This research examines the Marxist economic system. In this examination, the interrelation between micro and macro economics is considered. Modern economics is divided into the two major areas of macroeconomics and microeconomics. The difference between the two branches of economics lies in the level of aggregation at which economic phenomena are studied. Macroeconomics is primarily concerned with the study of relationships between broad economic aggregates, such as (1) national income, (2) aggregate saving and investment, (3) the quantity of money, (4) employment, (5) consumer spending, and (6) many other high level aggregations (Rees, 1984).

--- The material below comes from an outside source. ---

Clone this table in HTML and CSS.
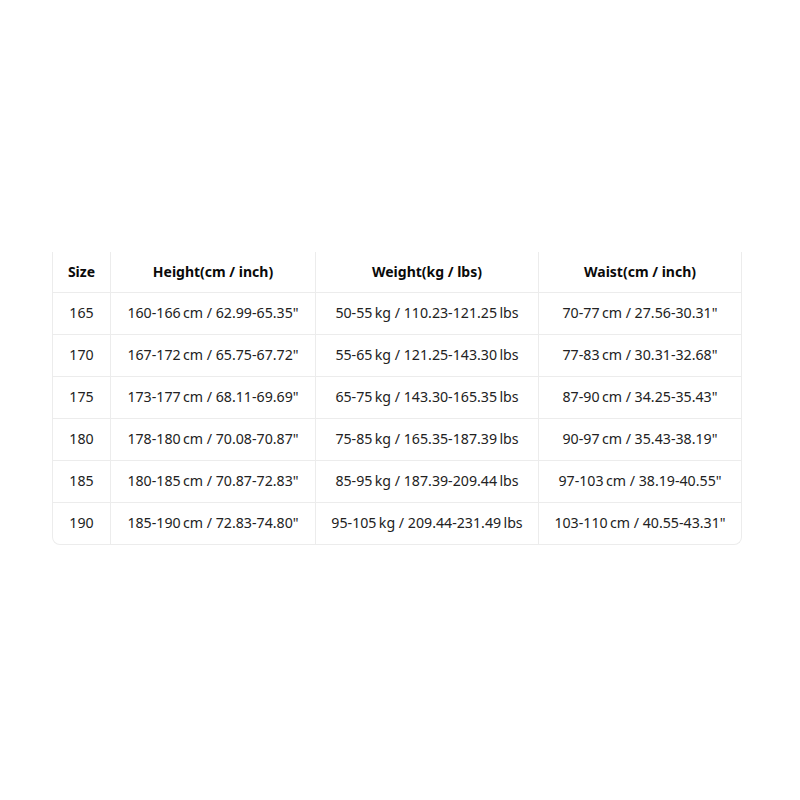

Microeconomics, by contrast, is concerned with the study of individual decision units(1) consumers, (2) households, and (3) firms, and with the ways in which their decisions interrelate to determine (4) the relative prices of goods and factors of production, and (5) the quantities of these items which will be bought and sold (Rees, 1984). The ultimate goal of microeconomics is to explain the mechanism by which the total amount of resources possessed by a society is allocated among alternative uses and users, and competing uses and users.

MARXIST ECONOMICS

Marxian economic thought is theoretically close to classical economics. Classical economics, after all, was the economics of the age in which Marx developed his own theories. Marx brought four major insights to economic thought through his theories. The first was that an economy was not characterized by static equilibrium (Eagly, 1974). This same insight later led Keynes to an understanding that policies based upon classical economic theory would not necessarily extricate the world's industrial economies from the depression of the early 1930s (Hansen, 1953).

A second major insight brought to economic thought by Marx was that value and growth was not inextricably associated with ag...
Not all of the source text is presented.